Featured Video

Selasa, 14 Juni 2011

HARGA TAHU PUN DIATUR AMERIKA


“DERITA” NEGARA KETERGANTUNGAN
Amerika Serikat menguasai sendi-sendi kehidupan warga dunia, sampai hal yang remeh temeh. Cengkeraman Amerika Serikat bahkan sampai urusan dapur rakyat Indonesia. Harga tahu pun mereka yang atur.
Amerika Serikat adalah negara adikuasa dan adidaya dalam pengertian sebenar-benarnya. Kedigdayaan Negeri Paman Sam bukan hanya soal kekuatan persenjataan perang dan penguasaan teknologi canggih dan mengatur per­ekonomian dunia.

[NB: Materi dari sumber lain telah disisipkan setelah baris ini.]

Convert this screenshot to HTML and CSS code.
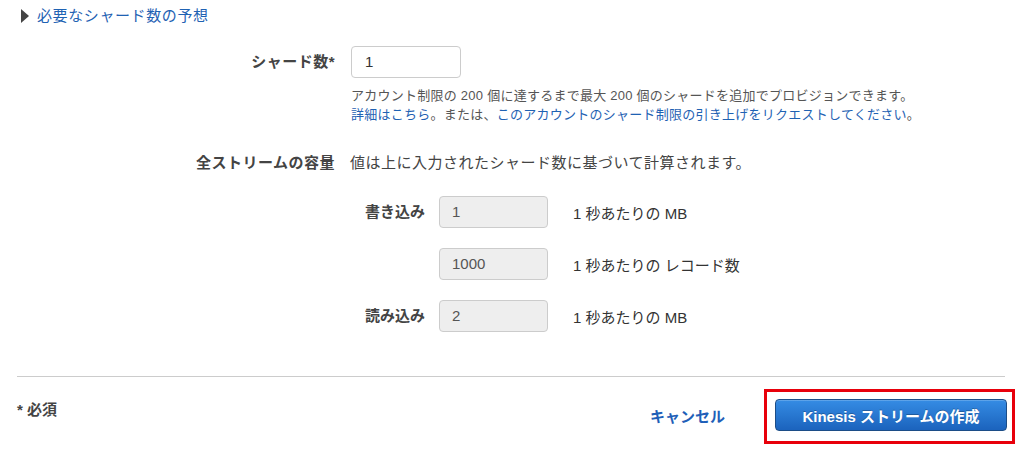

Tak percaya? Fakta me­nunjukkan, harga tahu di Kota Semarang  ternyata juga “diatur” oleh Amerika Serikat.
Amerika Serikat memang tidak secara langsung mengatur harga tahu di Kota Semarang. Tapi sudah sejak lama tahu yang dibuat oleh para pengrajin kota Semarang dan kota-kota lain di Indonesia, sangat bergantung pada kedelai impor dari Ame­rika Serikat.

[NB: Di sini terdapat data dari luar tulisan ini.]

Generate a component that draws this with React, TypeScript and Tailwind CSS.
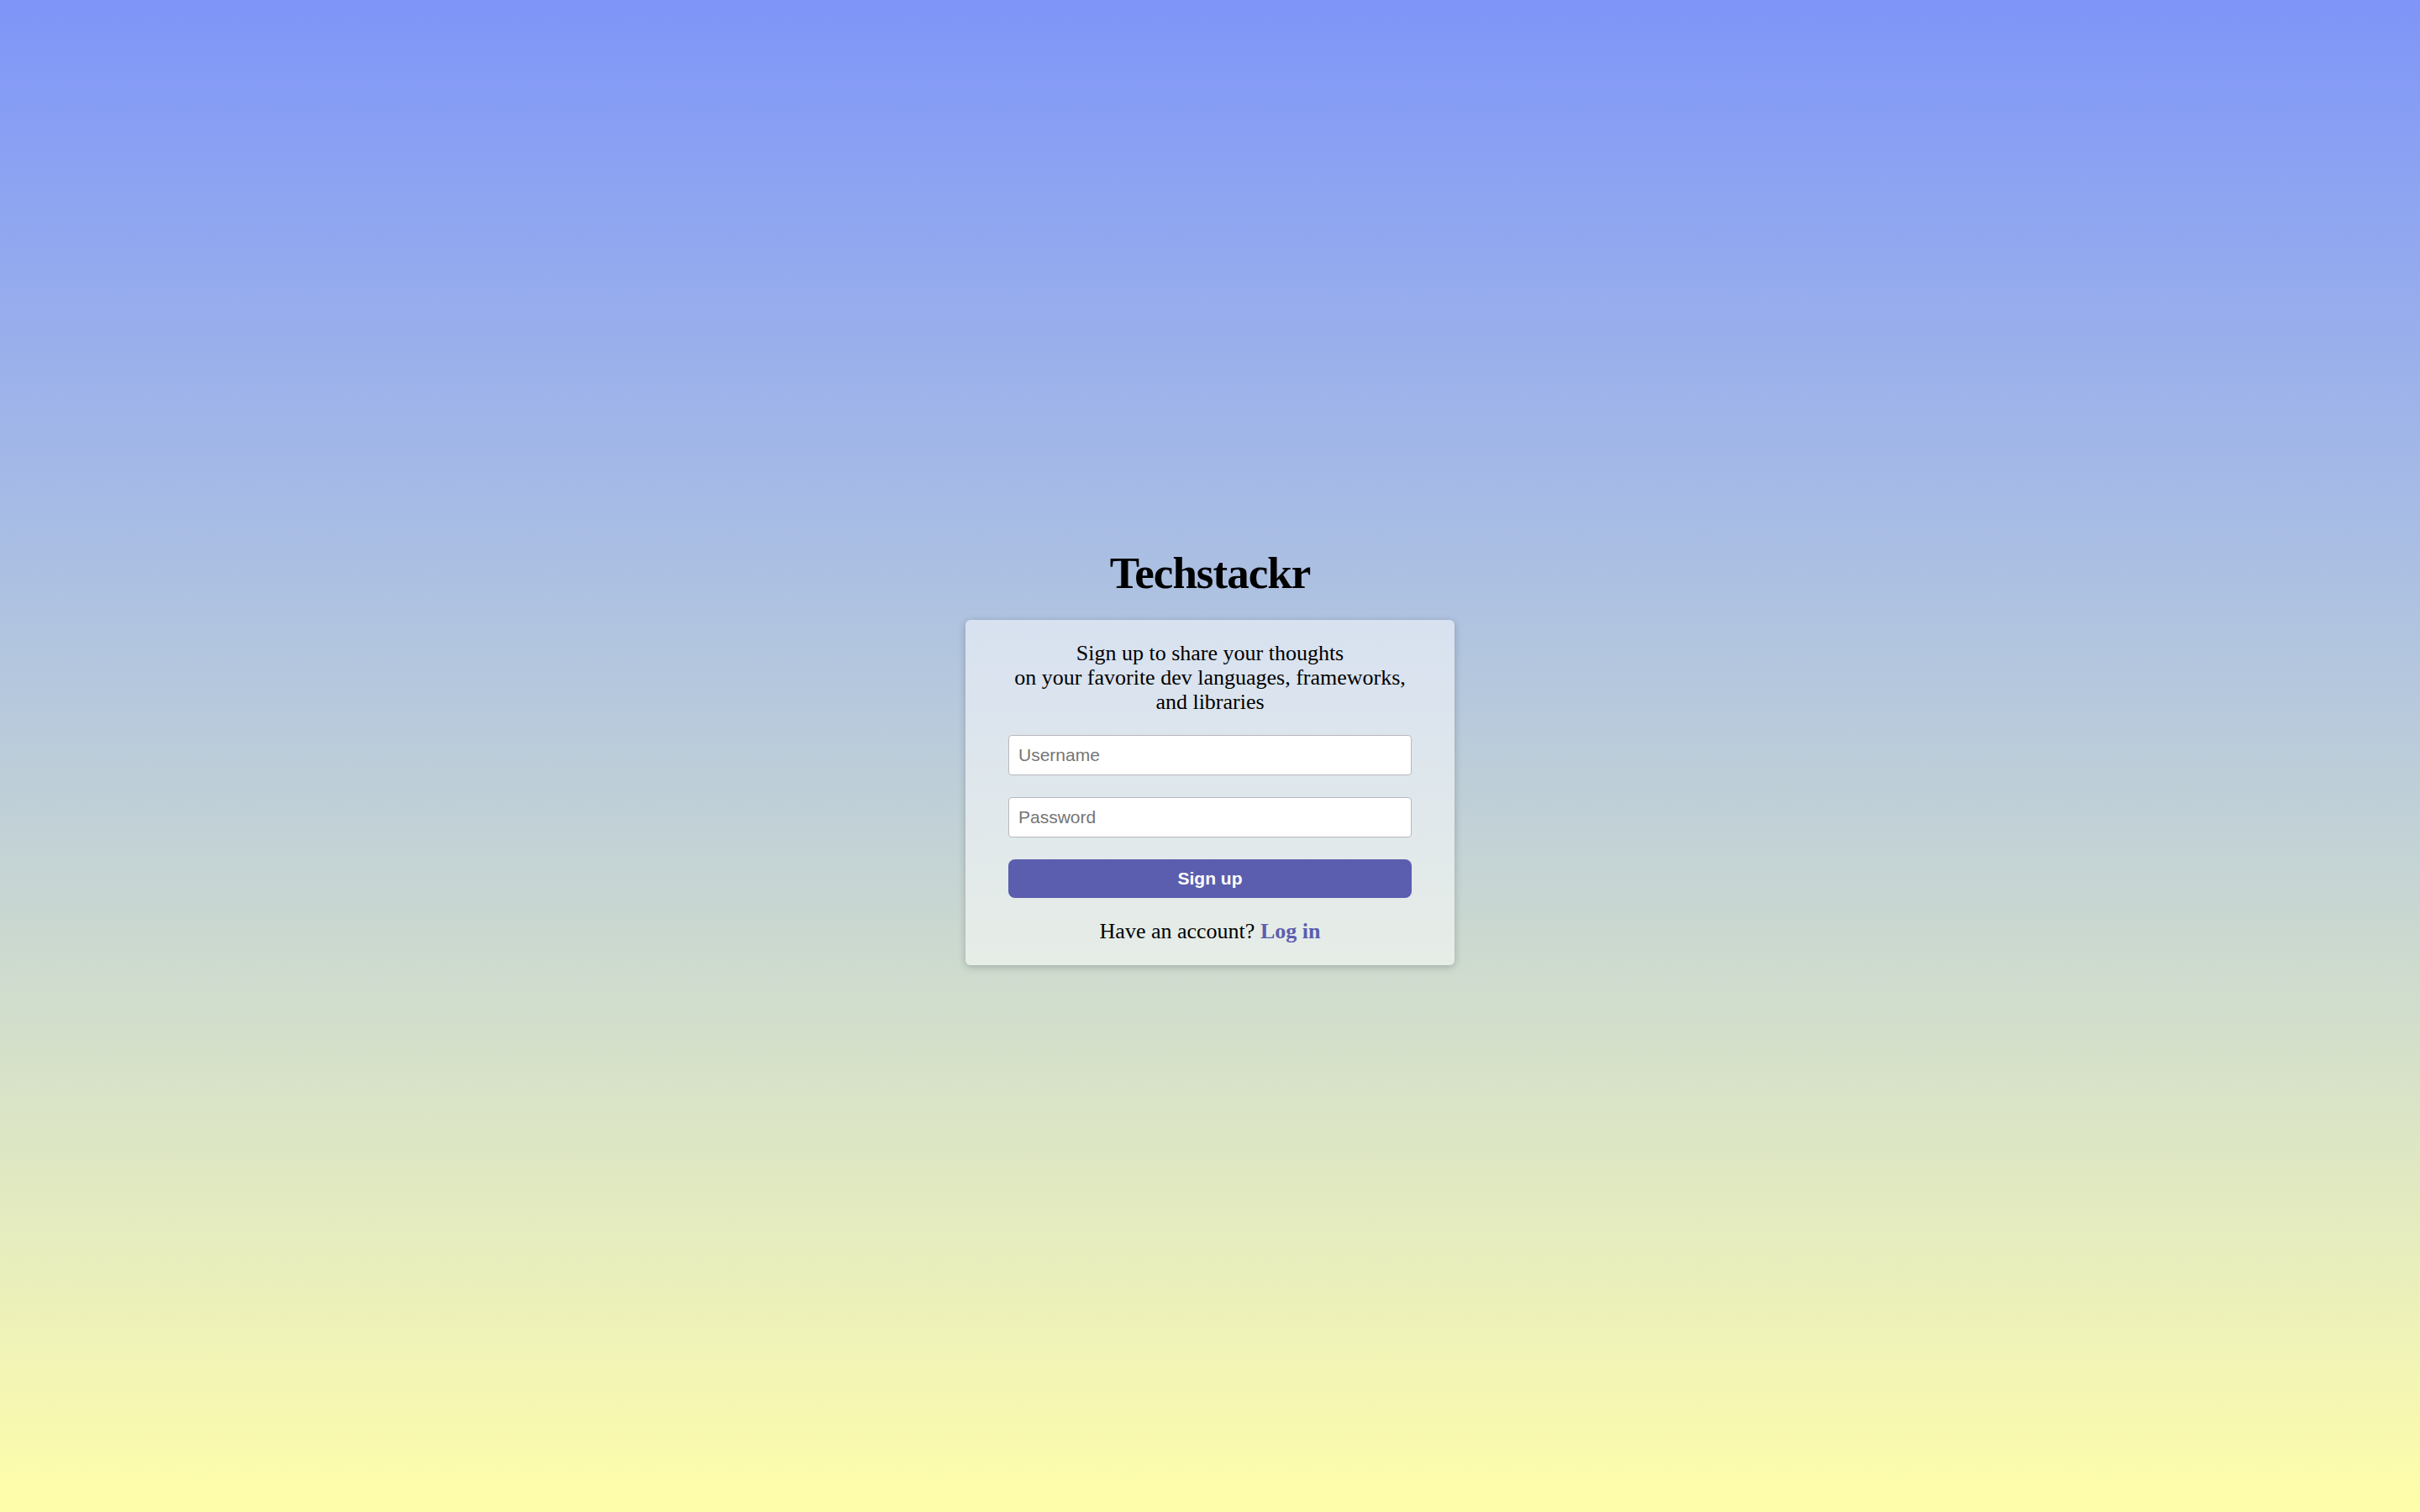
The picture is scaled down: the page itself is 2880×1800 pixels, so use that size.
import * as React from "react";
import { useState } from "react";

const SignupCard = () => {
  const [username, setUsername] = useState("");
  const [password, setPassword] = useState("");

  return (
    <div className="w-[582px] rounded-[6px] bg-white/50 px-[51px] pt-[25px] pb-[25px] shadow-[0_2px_10px_rgba(0,0,0,0.22)]">
      <p className="text-center font-['Liberation_Serif',serif] text-[26px] leading-[29px] text-black">
        Sign up to share your thoughts
        <br />
        on your favorite dev languages, frameworks,
        <br />
        and libraries
      </p>
      <div className="mt-[25px] flex flex-col gap-[26px]">
        <input
          type="text"
          value={username}
          onChange={(e) => setUsername(e.target.value)}
          placeholder="Username"
          className="h-[48px] w-full rounded-[4px] border border-[#b8b8bc] bg-white px-[11px] font-['Liberation_Sans',Arial,sans-serif] text-[21px] text-black outline-none placeholder:text-[#757575]"
        />
        <input
          type="password"
          value={password}
          onChange={(e) => setPassword(e.target.value)}
          placeholder="Password"
          className="h-[48px] w-full rounded-[4px] border border-[#b8b8bc] bg-white px-[11px] font-['Liberation_Sans',Arial,sans-serif] text-[21px] text-black outline-none placeholder:text-[#757575]"
        />
        <button className="h-[46px] w-full rounded-[8px] bg-[#5b5eae] font-['Liberation_Sans',Arial,sans-serif] text-[21px] font-bold text-white">
          Sign up
        </button>
      </div>
      <p className="mt-[25px] text-center font-['Liberation_Serif',serif] text-[26px] leading-[30px] text-black">
        Have an account?{" "}
        <a href="#" className="font-bold text-[#5b5eae]">
          Log in
        </a>
      </p>
    </div>
  );
};

export default function App() {
  return (
    <div className="flex min-h-screen w-full flex-col items-center justify-center bg-linear-to-b from-[#7f95f8] to-[#fffea9]">
      <h1 className="mb-[26px] font-['Liberation_Serif',serif] text-[53px] leading-[60px] font-bold tracking-[-1px] text-black">
        Techstackr
      </h1>
      <SignupCard />
    </div>
  );
}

Ketika harga kedelai impor dari Amerika Serikat terus merangkak naik, maka peng­rajin tahu pun tak ada pilihan kecuali terpaksa menaikan harga jual tahunya.

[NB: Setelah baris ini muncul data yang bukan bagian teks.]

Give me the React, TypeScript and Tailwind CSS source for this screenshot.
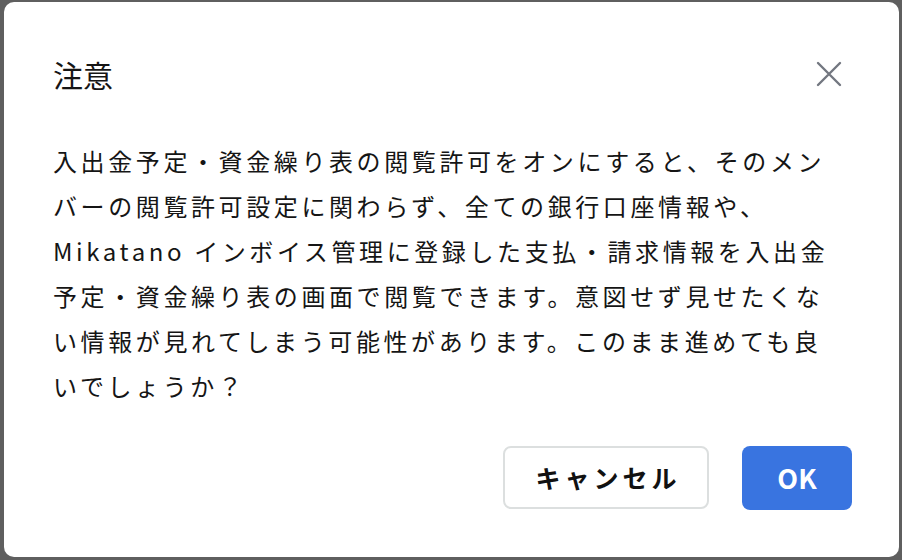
import React from "react";

export default function App() {
  return (
    <div className="w-[902px] h-[560px] bg-[#5f5f5f] overflow-hidden pt-[2px] pl-[4px] [font-family:'Noto_Sans_CJK_JP','Noto_Sans',sans-serif]">
      <div className="w-[895px] h-[555px] bg-white rounded-[10px] px-[49px] flex flex-col">
        <div className="mt-[50px] h-[44px] flex items-center justify-between">
          <h2 className="text-[30px] leading-none text-[#151515] font-normal">注意</h2>
          <button className="w-[44px] h-[44px] -mr-[1px] flex items-center justify-center">
            <svg width="26" height="26" viewBox="0 0 26 26" fill="none" stroke="#737780" strokeWidth="2.4" strokeLinecap="round">
              <path d="M2 2 L24 24 M24 2 L2 24" />
            </svg>
          </button>
        </div>
        <p className="mt-[42px] mr-[15px] text-[24px] leading-[45px] tracking-[3.6px] text-[#151515]">
          入出金予定・資金繰り表の閲覧許可をオンにすると、そのメンバーの閲覧許可設定に関わらず、全ての銀行口座情報や、Mikatano インボイス管理に登録した支払・請求情報を入出金予定・資金繰り表の画面で閲覧できます。意図せず見せたくない情報が見れてしまう可能性があります。このまま進めても良いでしょうか？
        </p>
        <div className="mt-auto mb-[47px] -mr-[2px] flex justify-end gap-[33px]">
          <button className="w-[206px] h-[63px] rounded-[8px] border-2 border-[#dcdfdf] bg-white text-[25px] font-bold tracking-[4px] pl-[4px] text-[#111]">
            キャンセル
          </button>
          <button className="w-[110px] h-[64px] rounded-[8px] bg-[#3974e0] text-[27px] font-bold text-white">
            OK
          </button>
        </div>
      </div>
    </div>
  );
}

Kenaikan harga bahan baku kedelai impor, menyebabkan para pengrajin menjadi “maju catu mundur ajur” (maju ter­luka atau mundur hancur).
Pengrajin terbelit dilematis, memilih maju menghadapi harga bahan baku yang mahal disertai menurunnya daya beli konsumen, atau mundur dari profesi sebagai pengrajin tahu dan tidak lagi ada penghasilan.
“Banyak pengrajin tahu minder (tidak percaya diri) pada saat masa sulit, sehingga banyak yang mundur. Kami berani terluka, karena kami berharap bisa sembuh dan bangkit kem­bali. Kuncinya harus telaten, tekun, dan optimistis,” kata Warsino (58), pengrajin tahu warga Tandang yang menekuni usahanya sejak tahun 1976.
Tergantung Kedelai AS
Kebutuhan kedelai di Jawa Tengah setiap tahunnya se­banyak 2,2 juta ton dan 67 persen di antaranya merupakan dipasok dari negeri Paman Sam, tiga persen diimpor dari China dan sisanya kedelai lokal.
“Ketersediaan kedelai lokal sangat minim, sehingga untuk memenuhi kebutuhan produksi tempe, tahu, dan lainnya sebanyak 2,2 juta ton kedelai per tahun harus impor,” kata Ketua Forum Tempe Indonesia (FTI) Jawa Tengah, Harnina Bintari.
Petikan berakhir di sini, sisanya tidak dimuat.